収集機能とより堅牢性の高いワイヤレス通信機能を活用することで性能を向上させることができます。高速、高精度のコンバータを使用し、電力の周波数よりもはるかに高いデータ・レートで電力線の情報を収集すれば、より詳細なデータを取得することが可能になります。また、短波無線やGSM(Global System for Mobile Communications)によるワイヤレス通信機能を組み込めば、デバイスからより遠い位置でも情報を取得できるようになります。障害インジケータは、データを無線で送信することによってステータス情報を通知するように設計することができます(図4)。そうすれば、作業員が障害の発生個所を探すために費やす時間を削減し、トラブルシューティングに時間をかけられるようになります。

Figure 4
図4. 地中に配備される障害インジケータ。地上の車にステータス情報を無線で通知します。

ビッグ・データの分析で、エネルギー・インテリジェンスを高める

高度な電力線センサー技術を適用した障害インジケータは、電力会社の運用方法を変革する機会を提供します。接続性が高く、メンテナンス費用の少ないノードからより詳細なデータを収集することで、電力会社は、より迅速に、より高い信頼性で停電の原因を特定して対応を図ることが可能になります。ただ、この手法についてはより発展した形を想定することもできます。例えば、すべての障害インジケータから履歴データや警告の情報を取得し、機械学習のアルゴリズムと分析を適用するといった具合です。そうすれば、作業員の活動の効率化、運用コストの削減、業績の向上を図ることが可能になります。

まとめ

電力会社は、障害の発生個所を特定することが困難なために、顧客が長時間の停電に見舞われるという問題に直面しています。この課題を克服する方法の1つは、障害インジケータを広範に配備することです。しかし、従来の障害インジケータには、大量に導入した場合に多大なコストがかかると共に、高い頻度でメンテナンスを行わなければならないという欠点がありました。

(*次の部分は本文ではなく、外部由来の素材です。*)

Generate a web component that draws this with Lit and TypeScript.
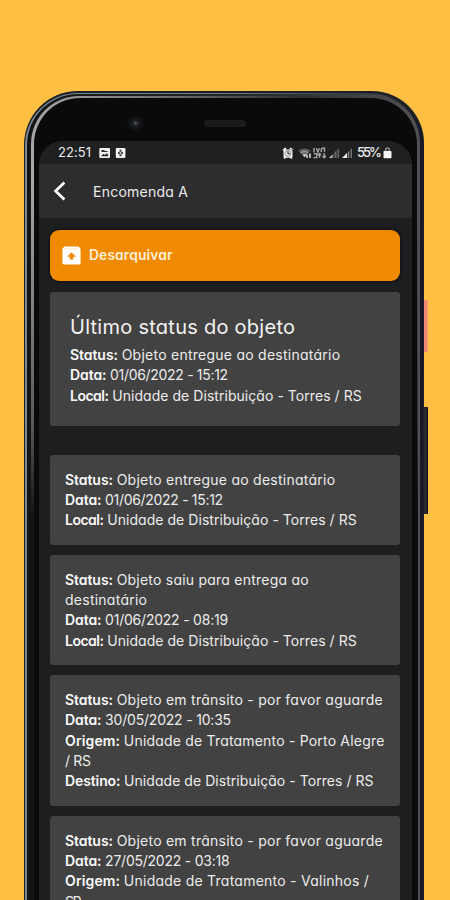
import { LitElement, html, css, svg } from "lit";
import { customElement, property } from "lit/decorators.js";

/** Text run stretched or tightened to a fixed advance width. */
@customElement("fit-text")
class FitText extends LitElement {
  @property() text = "";
  @property({ type: Number }) w = 0;
  @property({ type: Number, state: true }) spacing = 0;
  static styles = css`
    :host { display: inline-block; white-space: pre; }
    .run { display: inline-block; }
  `;
  firstUpdated() {
    const run = this.renderRoot.querySelector(".run") as HTMLElement;
    const natural = run.getBoundingClientRect().width;
    const n = Array.from(this.text).length;
    if (this.w && n > 1) this.spacing = (this.w - natural) / (n - 1);
  }
  render() {
    return html`<span class="run" style="letter-spacing:${this.spacing}px">${this.text}</span>`;
  }
}

type Line = { label?: string; lw?: number; value: string; vw: number };

const status = (value: string, vw: number): Line => ({ label: "Status:", lw: 48, value, vw });
const date = (value: string, vw: number): Line => ({ label: "Data:", lw: 36.5, value, vw });
const local: Line = { label: "Local:", lw: 39, value: "Unidade de Distribuição - Torres / RS", vw: 249.5 };

const latest: Line[] = [
  status("Objeto entregue ao destinatário", 218.5),
  date("01/06/2022 - 15:12", 118),
  local,
];

const events: Line[][] = [
  latest,
  [
    status("Objeto saiu para entrega ao", 192),
    { value: "destinatário", vw: 82 },
    date("01/06/2022 - 08:19", 123),
    local,
  ],
  [
    status("Objeto em trânsito - por favor aguarde", 266),
    date("30/05/2022 - 10:35", 126),
    { label: "Origem:", lw: 55, value: "Unidade de Tratamento - Porto Alegre", vw: 260.5 },
    { value: "/ RS", vw: 26 },
    { label: "Destino:", lw: 55.5, value: "Unidade de Distribuição - Torres / RS", vw: 249.5 },
  ],
  [
    status("Objeto em trânsito - por favor aguarde", 266),
    date("27/05/2022 - 03:18", 124.5),
    { label: "Origem:", lw: 55, value: "Unidade de Tratamento - Valinhos /", vw: 245 },
    { value: "SP", vw: 16.5 },
  ],
];

@customElement("app-root")
class AppRoot extends LitElement {
  static styles = css`
    :host {
      display: block; position: relative; width: 450px; height: 900px; overflow: hidden;
      background: #ffbf43; color: #ececec;
      font-family: Inter, "Open Sans", sans-serif;
      font-feature-settings: "cv11" 1, "calt" 0;
    }
    * { box-sizing: border-box; }
    .side { position: absolute; left: 422px; width: 6px; }
    .power { top: 300px; height: 52px; background: #f08a72; border-right: 1px solid #f8a070; }
    .volume { top: 407px; height: 107px; background: #29282d; border-right: 1px solid #120b22; }
    .phone {
      position: relative; width: 400px; height: 900px; margin: 0 0 0 24px;
      top: 91px; border-radius: 54px 52px 0 0; background: #1a2027; padding: 1.5px 1.5px 0 1px;
    }
    .rim {
      height: 100%; border-radius: 53px 51px 0 0; padding: 1.5px 3px 0 2px;
      background: linear-gradient(90deg, #7d8995 0, #77797b 50%, #1c1c24 97%, #17172a 100%);
    }
    .rim2 {
      height: 100%; border-radius: 51px 49px 0 0; padding: 1.5px 1.5px 0 3.5px;
      background: linear-gradient(90deg, #131416 0, #26282a 60%, #505054 100%);
    }
    .rim3 {
      height: 100%; border-radius: 48px 47px 0 0; padding: 2.5px 1px 0 3px;
      background:
        linear-gradient(180deg, #0000 0, #0000 90px, #0a0a0a80 330px, #0b0b0bf0 420px),
        linear-gradient(90deg, #a8a9a7 0, #5c5e60 45%, #2e2e30 70%, #545458 100%);
    }
    .glass {
      height: 100%; border-radius: 46px 46px 0 0; background: #0a0a0b; overflow: hidden;
      display: flex; flex-direction: column; padding: 0 5px 0 5.5px;
    }
    .bezel { height: 43px; flex: none; position: relative; }
    .camera {
      position: absolute; left: 88px; top: 17px; width: 17px; height: 17px; border-radius: 50%;
      background: radial-gradient(circle at 50% 48%, #50555c 0 1px, #1d1f24 2px 4px, #111214 5px 7px, #0c0c0d 8px);
    }
    .speaker { position: absolute; left: 165px; top: 22px; width: 42px; height: 7px; border-radius: 4px; background: #1c1b1b; }
    .screen { flex: 1; border-radius: 24px 24px 0 0; background: #1c1e1f; overflow: hidden; }
    .bar { height: 23px; background: #1f2021; display: flex; align-items: center; padding: 0 20px 0 19px; }
    .time { font-size: 13px; line-height: 23px; margin-right: 8px; width: 33px; }
    .bar svg { display: block; flex: none; }
    .spacer { flex: 1; }
    .pct { font-size: 13px; font-weight: 500; line-height: 23px; margin-left: 4px; width: 26px; }
    .appbar { height: 54px; background: #2d2d2f; display: flex; align-items: center; padding-left: 14px; font-size: 14px; }
    .appbar svg { margin-right: 26px; flex: none; }
    .body { padding: 11.5px 12px 0 11px; display: flex; flex-direction: column; }
    .button {
      height: 51px; border-radius: 9px; background: #f08a00; display: flex; align-items: center;
      padding-left: 12px; gap: 8px; font-size: 13.8px; font-weight: 600; color: #ffefd8;
      box-shadow: 0 0 2px 1px #101216; margin-bottom: 11.5px;
    }
    .card { background: #424242; border-radius: 3px; padding: 14.5px 15px; margin-bottom: 10px; }
    .last { height: 134px; padding: 23px 20px 0; margin-bottom: 29px; }
    .title { font-size: 20px; line-height: 24px; margin-bottom: 6px; color: #f2f2f2; }
    .line { display: flex; gap: 3.7px; height: 20.35px; line-height: 20.35px; font-size: 14px; }
    .label { font-weight: 600; color: #fafafa; }
  `;

  line(l: Line) {
    return html`<div class="line">
      ${l.label ? html`<fit-text class="label" .text=${l.label} .w=${l.lw ?? 0}></fit-text>` : ""}
      <fit-text .text=${l.value} .w=${l.vw}></fit-text>
    </div>`;
  }

  statusIcons() {
    return svg`
      <path d="M.5 2.800 3.200.500l1.300 1.300L1.800 4.100zM11.500 2.800 8.800.500 7.500 1.800l2.700 2.300zM1.500 2.500h9v8H9.600l.900 1.200H8.800l-.8-1H4l-.8 1H1.500l.9-1.200h-.9z" fill="#f2f2f2"/>
      <path d="M6 4.200v2.500h2" fill="none" stroke="#222" stroke-width="1.100"/>
      <circle cx="6" cy="6.500" r="2.900" fill="none" stroke="#555" stroke-width=".6"/>
      <path d="M16.500 3.600Q22.500-.6 28.500 3.600L22.500 10.500z" fill="#5f5f5f"/>
      <path d="M18.500 6q4-2.600 7.500 0" fill="none" stroke="#a2a2a2" stroke-width="1.200"/>
      <path d="M20.500 7.500q2-1 4 0L22.500 10.200z" fill="#d0d0d0"/>
      <path d="M25 7.500v3.500M28 6.500v4.500" stroke="#d8d8d8" stroke-width="1.600"/>
      <g fill="none" stroke="#a8a8a8" stroke-width="1.400">
        <path d="M32 1v4.500M34.300 1.200l1.500 3.800 1.600-3.800M39.300 1.200v4M40 1.300h2.500v3.500M32 6.800h2.800v3.800H31.500M37.500 6.500v4.300M36 8.300l1.500-1.800L39 8.300M42.200 6v4.800M40.500 9l1.700 1.800L43.800 9"/>
      </g>
      <path d="M47 11h10V1z" fill="#444"/><path d="M47 11h3.500V7.500z" fill="#bbb"/><path d="M53.500 11V4.500M56.500 11V2" stroke="#686868" stroke-width="1"/>
      <path d="M60 11h10V1z" fill="#444"/><path d="M60 11h5V6z" fill="#e8e8e8"/><path d="M66.500 11V4.500M69.500 11V2" stroke="#777" stroke-width="1"/>
    `;
  }

  render() {
    return html`
      <div class="side power"></div>
      <div class="side volume"></div>
      <div class="phone"><div class="rim"><div class="rim2"><div class="rim3"><div class="glass">
        <div class="bezel"><div class="camera"></div><div class="speaker"></div></div>
        <div class="screen">
          <div class="bar">
            <fit-text class="time" .text=${"22:51"} .w=${33}></fit-text>
            <svg width="28" height="12" viewBox="0 0 28 12">
              <rect x=".3" y="1" width="10.700" height="10" rx="1" fill="#f2f2f2"/>
              <path d="M2 9.300 4.500 6.800 6 8l2-2 1.500 3.300zM2.500 3h3v1h3v1h-6z" fill="#2b2b2b"/>
              <rect x="16.800" y="1" width="9.600" height="10" rx="1.200" fill="#f2f2f2"/>
              <path d="M21.500 2.800v6.400M19 6h5" stroke="#3a3a3a" stroke-width="2"/>
              <path d="M21.500 4.600v2.800M20.100 6h2.800" stroke="#ddd" stroke-width=".7"/>
            </svg>
            <span class="spacer"></span>
            <svg width="71" height="12" viewBox="0 0 71 12">${this.statusIcons()}</svg>
            <fit-text class="pct" .text=${"55%"} .w=${25}></fit-text>
            <svg width="9" height="12" viewBox="0 0 9 12">
              <path d="M2.700 4V2.500q0-1.500 1.800-1.500t1.800 1.500V4" fill="none" stroke="#8c8c8c" stroke-width="1.500"/>
              <rect x=".5" y="4" width="8" height="7.200" rx=".8" fill="#f5f5f5"/>
            </svg>
          </div>
          <div class="appbar">
            <svg width="14" height="22" viewBox="0 0 14 22">
              <path d="M11.400 2.500 2.600 11l8.800 8.500" fill="none" stroke="#fff" stroke-width="2.700"/>
            </svg>
            <fit-text .text=${"Encomenda A"} .w=${95}></fit-text>
          </div>
          <div class="body">
            <div class="button">
              <svg width="19" height="19" viewBox="0 0 19 19">
                <path d="M2.200.6h14.600L18.600 3v13.800q0 1.600-1.600 1.600H2q-1.600 0-1.600-1.600V3z" fill="#fff"/>
                <path d="M2.300 2.900h14.400" stroke="#ffe2b8" stroke-width=".8"/>
                <path d="M9.500 6.200 14 10.800h-2.700v2.700H7.700v-2.700H5z" fill="#f08a00"/>
              </svg>
              <fit-text .text=${"Desarquivar"} .w=${83.5}></fit-text>
            </div>
            <div class="card last">
              <fit-text class="title" .text=${"Último status do objeto"} .w=${225}></fit-text>
              ${latest.map((l) => this.line(l))}
            </div>
            ${events.map((e) => html`<div class="card">${e.map((l) => this.line(l))}</div>`)}
          </div>
        </div>
      </div></div></div></div></div>
    `;
  }
}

本稿では、これらの課題を克服することが可能な障害インジケータ向けの新たな電力線センサー技術を紹介しました。その特徴は、高い効率で電力ハーベスティングを実施できるようにすることで、メンテナンスの頻度を抑えられる点にあります。そうした次世代の障害インジケータを導入することで、電力会社は、停電時間の短縮、運用コストの削減、顧客満足度の向上というメリットを享受することができます。